▶ [TASK GOAL] Each line of the material must be repeated precisely, with the pictures left out.

-------

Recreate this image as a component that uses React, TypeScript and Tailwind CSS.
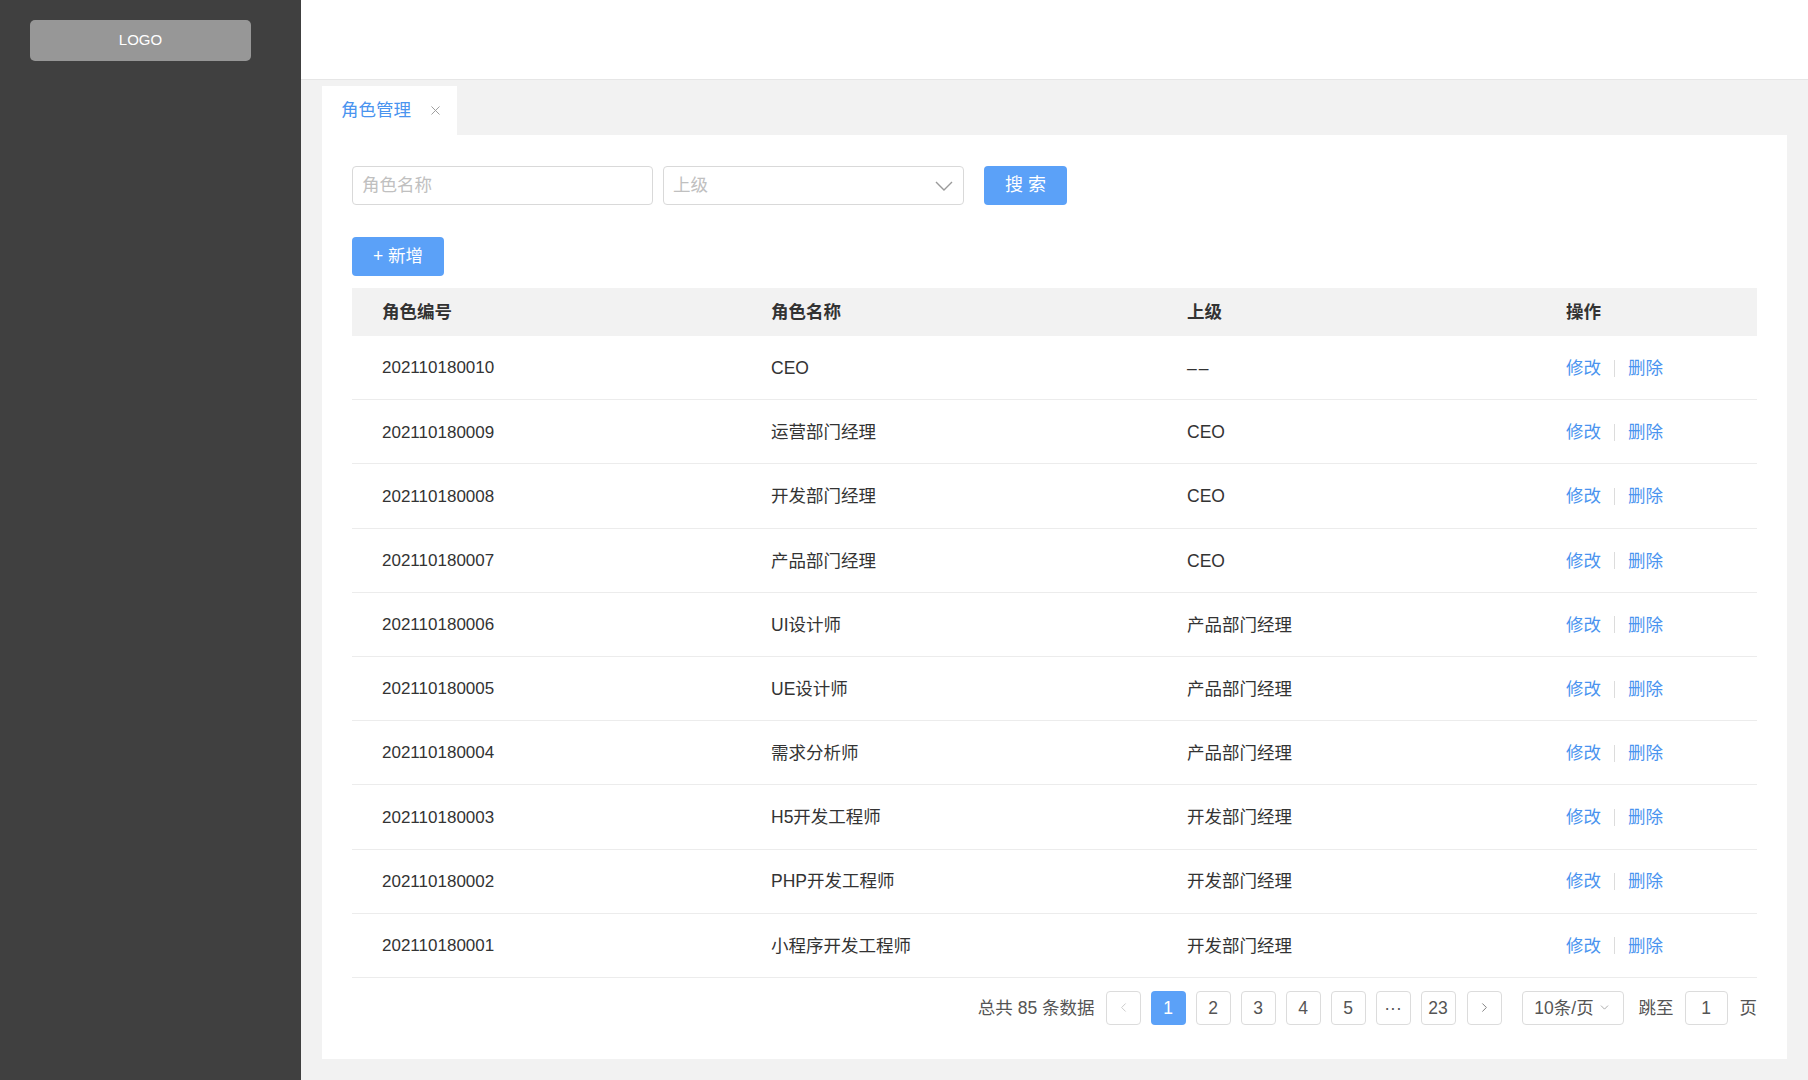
import { ChevronDown, ChevronLeft, ChevronRight, X } from 'lucide-react'

const FONT = { fontFamily: '"Helvetica Neue", "Liberation Sans", "Noto Sans CJK SC", sans-serif' }

const ROWS = [
  { id: '202110180010', name: 'CEO', parent: '––' },
  { id: '202110180009', name: '运营部门经理', parent: 'CEO' },
  { id: '202110180008', name: '开发部门经理', parent: 'CEO' },
  { id: '202110180007', name: '产品部门经理', parent: 'CEO' },
  { id: '202110180006', name: 'UI设计师', parent: '产品部门经理' },
  { id: '202110180005', name: 'UE设计师', parent: '产品部门经理' },
  { id: '202110180004', name: '需求分析师', parent: '产品部门经理' },
  { id: '202110180003', name: 'H5开发工程师', parent: '开发部门经理' },
  { id: '202110180002', name: 'PHP开发工程师', parent: '开发部门经理' },
  { id: '202110180001', name: '小程序开发工程师', parent: '开发部门经理' },
]

const PAGES = ['1', '2', '3', '4', '5', '···', '23']

export default function App() {
  return (
    <div className="flex w-[1808px] h-[1080px] overflow-hidden bg-[#f2f2f2] text-[#333]" style={FONT}>
      {/* 侧边栏 */}
      <aside className="w-[301px] shrink-0 bg-[#404040] pt-[20px] pl-[30px]">
        <div className="w-[221px] h-[41px] rounded-[5px] bg-[#979797] flex items-center justify-center text-[15px] text-white">
          LOGO
        </div>
      </aside>

      <div className="flex-1 flex flex-col min-w-0">
        {/* 顶栏 */}
        <header className="h-[80px] shrink-0 bg-white border-b border-[#e6e6e6]" />

        <main className="flex-1 flex flex-col px-[21px] pt-[6px] pb-[21px] min-h-0">
          {/* 标签页 */}
          <div className="flex">
            <div className="h-[49px] w-[135px] bg-white flex items-center pl-[19px] gap-[17px]">
              <span className="text-[17.5px] text-[#4a94ef]">角色管理</span>
              <X className="w-[15px] h-[15px] text-[#999]" strokeWidth={1.5} />
            </div>
          </div>

          {/* 内容卡片 */}
          <div className="flex-1 bg-white px-[30px] pt-[31px] flex flex-col">
            {/* 搜索 */}
            <div className="flex items-center">
              <div className="w-[301px] h-[39px] border border-[#d9d9d9] rounded-[4px] flex items-center px-[9px] text-[17.5px] text-[#c0c0c0]">
                角色名称
              </div>
              <div className="ml-[10px] w-[301px] h-[39px] border border-[#d9d9d9] rounded-[4px] flex items-center justify-between pl-[9px] pr-[10px] text-[17.5px] text-[#c0c0c0]">
                <span>上级</span>
                <svg width="18" height="10" viewBox="0 0 18 10" fill="none" stroke="#9a9a9a" strokeWidth="1.4">
                  <path d="M1 1 L9 9 L17 1" />
                </svg>
              </div>
              <button className="ml-[20px] w-[83px] h-[39px] rounded-[4px] bg-[#5ba1f8] text-white text-[18px]">
                搜 索
              </button>
            </div>

            <div className="mt-[32px]">
              <button className="w-[92px] h-[39px] rounded-[4px] bg-[#5ba1f8] text-white text-[17.5px]">
                + 新增
              </button>
            </div>

            {/* 表格 */}
            <div className="mt-[12px]">
              <div className="grid grid-cols-[389px_416px_379px_1fr] h-[48px] items-center bg-[#f2f2f2] text-[17.5px] font-bold text-[#333]">
                <div className="pl-[30px]">角色编号</div>
                <div className="pl-[30px]">角色名称</div>
                <div className="pl-[30px]">上级</div>
                <div className="pl-[30px]">操作</div>
              </div>
              {ROWS.map((r) => (
                <div
                  key={r.id}
                  className="grid grid-cols-[389px_416px_379px_1fr] h-[64.2px] items-center border-b border-[#ececec] text-[17.5px] text-[#333]"
                >
                  <div className="pl-[30px] pt-[1px] text-[17px]">{r.id}</div>
                  <div className="pl-[30px] pt-[1px]">{r.name}</div>
                  <div className="pl-[30px] pt-[1px] tracking-[2px]" style={{ fontFamily: '"Liberation Sans", sans-serif' }}>
                    {r.parent === '––' ? r.parent : <span style={FONT} className="tracking-normal">{r.parent}</span>}
                  </div>
                  <div className="pl-[30px] pt-[1px] flex items-center text-[#4a94ef]">
                    <span>修改</span>
                    <span className="mx-[13px] w-px h-[17px] bg-[#dcdcdc]" />
                    <span>删除</span>
                  </div>
                </div>
              ))}
            </div>

            {/* 分页 */}
            <div className="mt-[13px] flex items-center justify-end text-[17.5px] text-[#555]">
              <span className="mr-[11px]">总共 85 条数据</span>
              <div className="w-[35px] h-[34px] border border-[#dcdcdc] rounded-[4px] flex items-center justify-center text-[#c8c8c8]">
                <ChevronLeft className="w-[15px] h-[15px]" strokeWidth={1.5} />
              </div>
              {PAGES.map((p) => (
                <div
                  key={p}
                  className={
                    p === '1'
                      ? 'ml-[10px] w-[35px] h-[34px] rounded-[4px] bg-[#5ba1f8] text-white flex items-center justify-center'
                      : 'ml-[10px] w-[35px] h-[34px] border border-[#dcdcdc] rounded-[4px] flex items-center justify-center'
                  }
                >
                  {p}
                </div>
              ))}
              <div className="ml-[11px] w-[35px] h-[34px] border border-[#dcdcdc] rounded-[4px] flex items-center justify-center text-[#777]">
                <ChevronRight className="w-[15px] h-[15px]" strokeWidth={1.5} />
              </div>
              <div className="ml-[20px] w-[102px] h-[34px] border border-[#dcdcdc] rounded-[4px] flex items-center justify-center gap-[4px]">
                <span>10条/页</span>
                <ChevronDown className="w-[13px] h-[13px] text-[#999]" strokeWidth={1.5} />
              </div>
              <span className="ml-[15px]">跳至</span>
              <div className="ml-[11px] w-[43px] h-[34px] border border-[#dcdcdc] rounded-[4px] flex items-center justify-center">
                1
              </div>
              <span className="ml-[12px]">页</span>
            </div>
          </div>
        </main>
      </div>
    </div>
  )
}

-------

▶ [IN RESPONSE]
Recreate this image as a component that uses React, TypeScript and Tailwind CSS.
import { ChevronDown, ChevronLeft, ChevronRight, X } from 'lucide-react'

const FONT = { fontFamily: '"Helvetica Neue", "Liberation Sans", "Noto Sans CJK SC", sans-serif' }

const ROWS = [
  { id: '202110180010', name: 'CEO', parent: '––' },
  { id: '202110180009', name: '运营部门经理', parent: 'CEO' },
  { id: '202110180008', name: '开发部门经理', parent: 'CEO' },
  { id: '202110180007', name: '产品部门经理', parent: 'CEO' },
  { id: '202110180006', name: 'UI设计师', parent: '产品部门经理' },
  { id: '202110180005', name: 'UE设计师', parent: '产品部门经理' },
  { id: '202110180004', name: '需求分析师', parent: '产品部门经理' },
  { id: '202110180003', name: 'H5开发工程师', parent: '开发部门经理' },
  { id: '202110180002', name: 'PHP开发工程师', parent: '开发部门经理' },
  { id: '202110180001', name: '小程序开发工程师', parent: '开发部门经理' },
]

const PAGES = ['1', '2', '3', '4', '5', '···', '23']

export default function App() {
  return (
    <div className="flex w-[1808px] h-[1080px] overflow-hidden bg-[#f2f2f2] text-[#333]" style={FONT}>
      {/* 侧边栏 */}
      <aside className="w-[301px] shrink-0 bg-[#404040] pt-[20px] pl-[30px]">
        <div className="w-[221px] h-[41px] rounded-[5px] bg-[#979797] flex items-center justify-center text-[15px] text-white">
          LOGO
        </div>
      </aside>

      <div className="flex-1 flex flex-col min-w-0">
        {/* 顶栏 */}
        <header className="h-[80px] shrink-0 bg-white border-b border-[#e6e6e6]" />

        <main className="flex-1 flex flex-col px-[21px] pt-[6px] pb-[21px] min-h-0">
          {/* 标签页 */}
          <div className="flex">
            <div className="h-[49px] w-[135px] bg-white flex items-center pl-[19px] gap-[17px]">
              <span className="text-[17.5px] text-[#4a94ef]">角色管理</span>
              <X className="w-[15px] h-[15px] text-[#999]" strokeWidth={1.5} />
            </div>
          </div>

          {/* 内容卡片 */}
          <div className="flex-1 bg-white px-[30px] pt-[31px] flex flex-col">
            {/* 搜索 */}
            <div className="flex items-center">
              <div className="w-[301px] h-[39px] border border-[#d9d9d9] rounded-[4px] flex items-center px-[9px] text-[17.5px] text-[#c0c0c0]">
                角色名称
              </div>
              <div className="ml-[10px] w-[301px] h-[39px] border border-[#d9d9d9] rounded-[4px] flex items-center justify-between pl-[9px] pr-[10px] text-[17.5px] text-[#c0c0c0]">
                <span>上级</span>
                <svg width="18" height="10" viewBox="0 0 18 10" fill="none" stroke="#9a9a9a" strokeWidth="1.4">
                  <path d="M1 1 L9 9 L17 1" />
                </svg>
              </div>
              <button className="ml-[20px] w-[83px] h-[39px] rounded-[4px] bg-[#5ba1f8] text-white text-[18px]">
                搜 索
              </button>
            </div>

            <div className="mt-[32px]">
              <button className="w-[92px] h-[39px] rounded-[4px] bg-[#5ba1f8] text-white text-[17.5px]">
                + 新增
              </button>
            </div>

            {/* 表格 */}
            <div className="mt-[12px]">
              <div className="grid grid-cols-[389px_416px_379px_1fr] h-[48px] items-center bg-[#f2f2f2] text-[17.5px] font-bold text-[#333]">
                <div className="pl-[30px]">角色编号</div>
                <div className="pl-[30px]">角色名称</div>
                <div className="pl-[30px]">上级</div>
                <div className="pl-[30px]">操作</div>
              </div>
              {ROWS.map((r) => (
                <div
                  key={r.id}
                  className="grid grid-cols-[389px_416px_379px_1fr] h-[64.2px] items-center border-b border-[#ececec] text-[17.5px] text-[#333]"
                >
                  <div className="pl-[30px] pt-[1px] text-[17px]">{r.id}</div>
                  <div className="pl-[30px] pt-[1px]">{r.name}</div>
                  <div className="pl-[30px] pt-[1px] tracking-[2px]" style={{ fontFamily: '"Liberation Sans", sans-serif' }}>
                    {r.parent === '––' ? r.parent : <span style={FONT} className="tracking-normal">{r.parent}</span>}
                  </div>
                  <div className="pl-[30px] pt-[1px] flex items-center text-[#4a94ef]">
                    <span>修改</span>
                    <span className="mx-[13px] w-px h-[17px] bg-[#dcdcdc]" />
                    <span>删除</span>
                  </div>
                </div>
              ))}
            </div>

            {/* 分页 */}
            <div className="mt-[13px] flex items-center justify-end text-[17.5px] text-[#555]">
              <span className="mr-[11px]">总共 85 条数据</span>
              <div className="w-[35px] h-[34px] border border-[#dcdcdc] rounded-[4px] flex items-center justify-center text-[#c8c8c8]">
                <ChevronLeft className="w-[15px] h-[15px]" strokeWidth={1.5} />
              </div>
              {PAGES.map((p) => (
                <div
                  key={p}
                  className={
                    p === '1'
                      ? 'ml-[10px] w-[35px] h-[34px] rounded-[4px] bg-[#5ba1f8] text-white flex items-center justify-center'
                      : 'ml-[10px] w-[35px] h-[34px] border border-[#dcdcdc] rounded-[4px] flex items-center justify-center'
                  }
                >
                  {p}
                </div>
              ))}
              <div className="ml-[11px] w-[35px] h-[34px] border border-[#dcdcdc] rounded-[4px] flex items-center justify-center text-[#777]">
                <ChevronRight className="w-[15px] h-[15px]" strokeWidth={1.5} />
              </div>
              <div className="ml-[20px] w-[102px] h-[34px] border border-[#dcdcdc] rounded-[4px] flex items-center justify-center gap-[4px]">
                <span>10条/页</span>
                <ChevronDown className="w-[13px] h-[13px] text-[#999]" strokeWidth={1.5} />
              </div>
              <span className="ml-[15px]">跳至</span>
              <div className="ml-[11px] w-[43px] h-[34px] border border-[#dcdcdc] rounded-[4px] flex items-center justify-center">
                1
              </div>
              <span className="ml-[12px]">页</span>
            </div>
          </div>
        </main>
      </div>
    </div>
  )
}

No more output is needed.